By Kay Wilson-Bolton
October 3, 2006
There is a move in the State of California towards the mega-MLS. In one area to the north, REALTORS® and agents in 11 counties have joined together with 40,000 plus members. The major benefit is that agents are given access to a wider area of inventory and opportunity to expand their sphere of working influence. The jury is still out on the long-term effects.
With the expanded number of agents “in the business”, it has been common for a family friend of relative to represent a homebuyer in an area of unfamiliar territory—and the challenges begin.
Although it’s perfectly legal for your friend or relative to represent you, is it a good idea?
A major consideration is the amount of information the agent has about local customs. What the agent doesn’t know might adversely effect the transaction.
Buyers have a competitive edge by having their agent present their offer in person to the listing agent and/or the sellers. An out-of-area agent usually faxes the offer to the listing office.
While it seems contrary to best business practices for real estate agents to invest in the mega-MLS, there are some good business reasons. At some point, MLS boundaries cross over each other. I could live in one jurisdiction and work in another. I may have moved 100 miles away and still want to work in the area where I was trained.

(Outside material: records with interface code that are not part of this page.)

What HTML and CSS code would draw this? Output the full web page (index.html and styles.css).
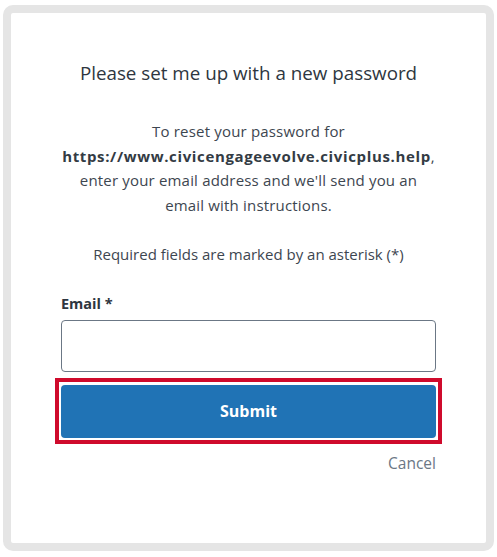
FILE: index.html
```html
<!DOCTYPE html>
<html>
<head>
<meta charset="utf-8">
<link rel="stylesheet" href="styles.css">
</head>
<body>
<div class="frame">
  <div class="card">
    <h1 class="title">Please set me up with a new password</h1>
    <p class="intro">To reset your password for <strong>https://www.civicengageevolve.civicplus.help</strong>, enter your email address and we'll send you an email with instructions.</p>
    <p class="required">Required fields are marked by an asterisk (*)</p>
    <label class="label" for="email">Email *</label>
    <input class="input" id="email" type="text">
    <div class="highlight">
      <button class="submit" type="button">Submit</button>
    </div>
    <div class="cancel-row"><a class="cancel" href="#">Cancel</a></div>
  </div>
</div>
</body>
</html>
```

FILE: styles.css
```css
html, body {
  margin: 0;
  padding: 0;
  background: #ffffff;
}
body {
  font-family: "Open Sans", "Noto Sans", sans-serif;
  color: #333b44;
}
.frame {
  box-sizing: border-box;
  width: 491px;
  height: 546px;
  margin: 5px 0 0 3px;
  border: 8px solid #e5e5e5;
  border-radius: 10px;
  background: #ffffff;
}
.card {
  display: flex;
  flex-direction: column;
  padding: 49px 50px 0 50px;
}
.title {
  margin: 0;
  font-size: 18.8px;
  font-weight: 400;
  line-height: 22px;
  text-align: center;
  color: #2e3640;
}
.intro {
  margin: 35px 0 0 0;
  font-size: 15px;
  line-height: 24.7px;
  letter-spacing: 0.18px;
  text-align: center;
  color: #3d4650;
}
.intro strong {
  font-weight: 700;
  letter-spacing: 0.64px;
  color: #333b44;
}
.required {
  margin: 24px 0 0 0;
  font-size: 15px;
  line-height: 24px;
  text-align: center;
  color: #3d4650;
}
.label {
  margin-top: 28px;
  font-size: 14.5px;
  font-weight: 700;
  line-height: 20px;
  color: #2e3640;
}
.input {
  box-sizing: border-box;
  margin: 6px 0 0 0;
  height: 52px;
  width: 100%;
  border: 1px solid #6b7785;
  border-radius: 4px;
  background: #fff;
}
.highlight {
  margin: 6px -6px 0 -6px;
  padding: 3px 2px 2px 2px;
  border: 4px solid #cf0a2c;
}
.submit {
  display: block;
  width: 100%;
  height: 53px;
  border: 0;
  border-radius: 4px;
  background: #2073b5;
  color: #ffffff;
  font-family: "Open Sans", "Noto Sans", sans-serif;
  font-size: 16px;
  font-weight: 700;
}
.cancel-row {
  display: flex;
  justify-content: flex-end;
  margin-top: 9px;
}
.cancel {
  font-size: 15.5px;
  line-height: 20px;
  color: #6b7785;
  text-decoration: none;
}
```
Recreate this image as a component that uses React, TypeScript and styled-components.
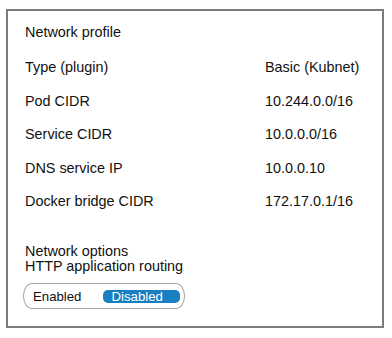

Brokers and owners are having to join many MLS’s around the state, which requires numerous orientation meetings, joining fees, different keysafes, rules and regulations to abide. Therefore, creating an MLS with a wide circle of influence diminishes the need for duplicative efforts.
However, the downside is that agents will be tempted to work in areas with unknown “landmines” such as Redevelopment Agency activities, environmental issues, long-range planning such as airports, landfills or freeways. Many of these issues are not readily apparent and require research.
If your agent isn’t local, you must hope that the seller and the seller’s agent are especially diligent when it comes to providing necessary disclosures.
Good agents have a wealth of information about local conditions and property values. They also know the best inspectors, title and escrow officers, loan brokers, insurance agents, and contractors who can give estimates.
Additionally, if you found your home using the time and talent of a local agent, the right thing to do is to let that agent write the offer.